_Task objective_
Give a verbatim copy of the lines below, minus the pictures.
** Start of Listed records **
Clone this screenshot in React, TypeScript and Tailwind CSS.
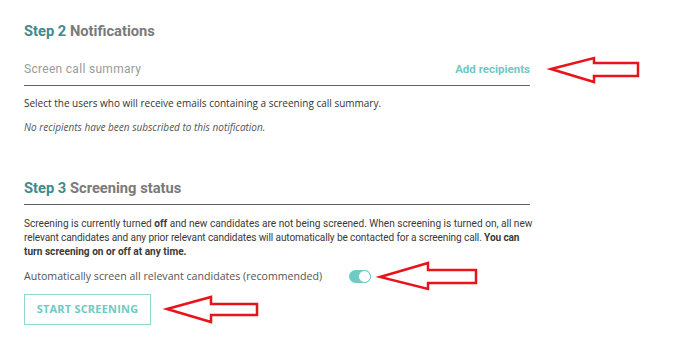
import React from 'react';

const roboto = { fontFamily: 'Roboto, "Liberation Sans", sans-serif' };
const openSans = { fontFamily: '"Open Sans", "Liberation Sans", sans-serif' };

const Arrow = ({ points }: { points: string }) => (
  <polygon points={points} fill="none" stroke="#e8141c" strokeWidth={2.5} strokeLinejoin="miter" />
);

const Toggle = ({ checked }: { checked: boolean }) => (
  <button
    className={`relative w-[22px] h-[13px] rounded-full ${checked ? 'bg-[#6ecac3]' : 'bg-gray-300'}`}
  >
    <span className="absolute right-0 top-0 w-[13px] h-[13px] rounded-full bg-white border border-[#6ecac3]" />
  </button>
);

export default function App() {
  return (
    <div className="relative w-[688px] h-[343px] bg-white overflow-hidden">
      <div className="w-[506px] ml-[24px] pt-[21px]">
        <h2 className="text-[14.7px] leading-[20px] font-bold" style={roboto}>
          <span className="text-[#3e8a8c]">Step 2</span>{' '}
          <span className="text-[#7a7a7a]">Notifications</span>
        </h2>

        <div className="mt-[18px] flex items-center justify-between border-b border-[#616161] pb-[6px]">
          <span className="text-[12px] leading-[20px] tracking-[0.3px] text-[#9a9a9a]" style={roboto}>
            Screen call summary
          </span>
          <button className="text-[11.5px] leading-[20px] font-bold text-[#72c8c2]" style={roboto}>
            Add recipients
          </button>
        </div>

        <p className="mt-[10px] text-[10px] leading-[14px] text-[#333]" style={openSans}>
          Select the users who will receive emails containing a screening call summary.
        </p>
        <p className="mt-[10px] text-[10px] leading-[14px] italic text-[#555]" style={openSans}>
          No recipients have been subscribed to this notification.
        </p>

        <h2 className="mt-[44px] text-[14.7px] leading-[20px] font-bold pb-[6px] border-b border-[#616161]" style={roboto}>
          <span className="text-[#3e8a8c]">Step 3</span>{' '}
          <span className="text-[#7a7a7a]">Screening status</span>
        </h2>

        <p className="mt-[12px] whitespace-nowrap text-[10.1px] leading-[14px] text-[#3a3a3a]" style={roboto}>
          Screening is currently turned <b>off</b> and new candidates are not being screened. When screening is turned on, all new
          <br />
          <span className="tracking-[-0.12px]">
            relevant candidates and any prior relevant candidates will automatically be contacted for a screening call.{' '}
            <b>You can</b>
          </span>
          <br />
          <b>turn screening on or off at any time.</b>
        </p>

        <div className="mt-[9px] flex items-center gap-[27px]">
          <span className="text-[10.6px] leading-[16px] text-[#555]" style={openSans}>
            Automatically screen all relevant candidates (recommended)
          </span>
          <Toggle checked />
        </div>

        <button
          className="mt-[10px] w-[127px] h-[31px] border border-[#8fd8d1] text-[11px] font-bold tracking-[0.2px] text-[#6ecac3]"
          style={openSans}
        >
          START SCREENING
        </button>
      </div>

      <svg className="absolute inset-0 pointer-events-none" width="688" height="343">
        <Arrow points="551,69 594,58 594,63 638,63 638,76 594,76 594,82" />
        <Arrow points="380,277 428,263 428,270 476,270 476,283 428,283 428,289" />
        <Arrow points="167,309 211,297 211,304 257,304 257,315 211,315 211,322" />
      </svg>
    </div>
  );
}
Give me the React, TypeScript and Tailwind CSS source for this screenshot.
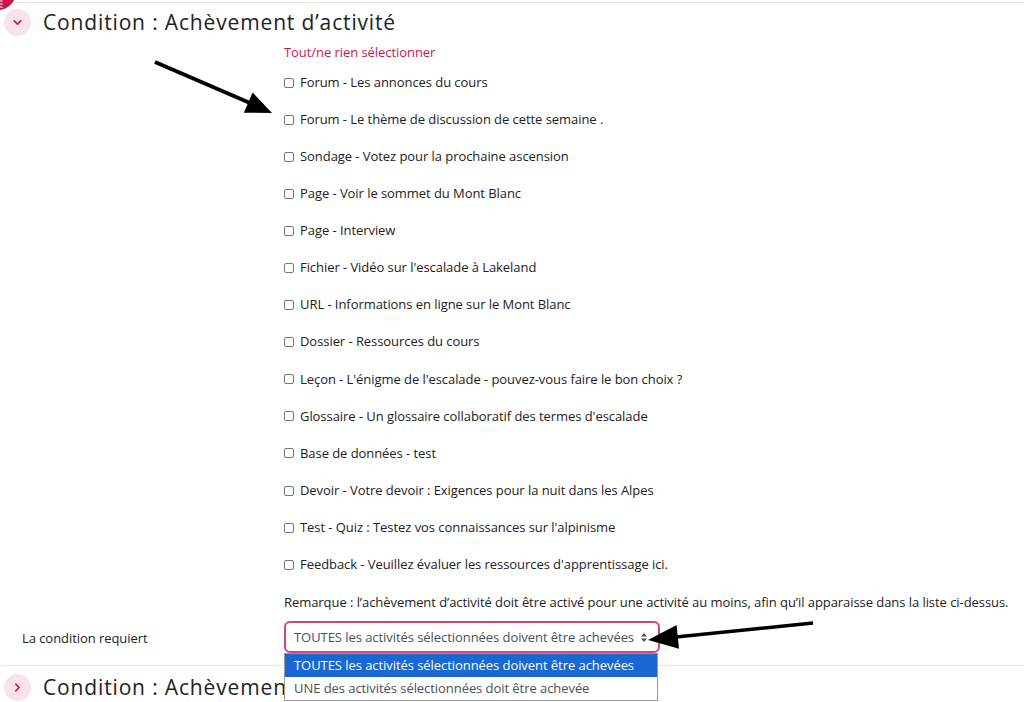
** End of Listed records **
_Response to the task_
Clone this screenshot in React, TypeScript and Tailwind CSS.
import React from 'react';

const roboto = { fontFamily: 'Roboto, "Liberation Sans", sans-serif' };
const openSans = { fontFamily: '"Open Sans", "Liberation Sans", sans-serif' };

const Arrow = ({ points }: { points: string }) => (
  <polygon points={points} fill="none" stroke="#e8141c" strokeWidth={2.5} strokeLinejoin="miter" />
);

const Toggle = ({ checked }: { checked: boolean }) => (
  <button
    className={`relative w-[22px] h-[13px] rounded-full ${checked ? 'bg-[#6ecac3]' : 'bg-gray-300'}`}
  >
    <span className="absolute right-0 top-0 w-[13px] h-[13px] rounded-full bg-white border border-[#6ecac3]" />
  </button>
);

export default function App() {
  return (
    <div className="relative w-[688px] h-[343px] bg-white overflow-hidden">
      <div className="w-[506px] ml-[24px] pt-[21px]">
        <h2 className="text-[14.7px] leading-[20px] font-bold" style={roboto}>
          <span className="text-[#3e8a8c]">Step 2</span>{' '}
          <span className="text-[#7a7a7a]">Notifications</span>
        </h2>

        <div className="mt-[18px] flex items-center justify-between border-b border-[#616161] pb-[6px]">
          <span className="text-[12px] leading-[20px] tracking-[0.3px] text-[#9a9a9a]" style={roboto}>
            Screen call summary
          </span>
          <button className="text-[11.5px] leading-[20px] font-bold text-[#72c8c2]" style={roboto}>
            Add recipients
          </button>
        </div>

        <p className="mt-[10px] text-[10px] leading-[14px] text-[#333]" style={openSans}>
          Select the users who will receive emails containing a screening call summary.
        </p>
        <p className="mt-[10px] text-[10px] leading-[14px] italic text-[#555]" style={openSans}>
          No recipients have been subscribed to this notification.
        </p>

        <h2 className="mt-[44px] text-[14.7px] leading-[20px] font-bold pb-[6px] border-b border-[#616161]" style={roboto}>
          <span className="text-[#3e8a8c]">Step 3</span>{' '}
          <span className="text-[#7a7a7a]">Screening status</span>
        </h2>

        <p className="mt-[12px] whitespace-nowrap text-[10.1px] leading-[14px] text-[#3a3a3a]" style={roboto}>
          Screening is currently turned <b>off</b> and new candidates are not being screened. When screening is turned on, all new
          <br />
          <span className="tracking-[-0.12px]">
            relevant candidates and any prior relevant candidates will automatically be contacted for a screening call.{' '}
            <b>You can</b>
          </span>
          <br />
          <b>turn screening on or off at any time.</b>
        </p>

        <div className="mt-[9px] flex items-center gap-[27px]">
          <span className="text-[10.6px] leading-[16px] text-[#555]" style={openSans}>
            Automatically screen all relevant candidates (recommended)
          </span>
          <Toggle checked />
        </div>

        <button
          className="mt-[10px] w-[127px] h-[31px] border border-[#8fd8d1] text-[11px] font-bold tracking-[0.2px] text-[#6ecac3]"
          style={openSans}
        >
          START SCREENING
        </button>
      </div>

      <svg className="absolute inset-0 pointer-events-none" width="688" height="343">
        <Arrow points="551,69 594,58 594,63 638,63 638,76 594,76 594,82" />
        <Arrow points="380,277 428,263 428,270 476,270 476,283 428,283 428,289" />
        <Arrow points="167,309 211,297 211,304 257,304 257,315 211,315 211,322" />
      </svg>
    </div>
  );
}
Give me the React, TypeScript and Tailwind CSS source for this screenshot.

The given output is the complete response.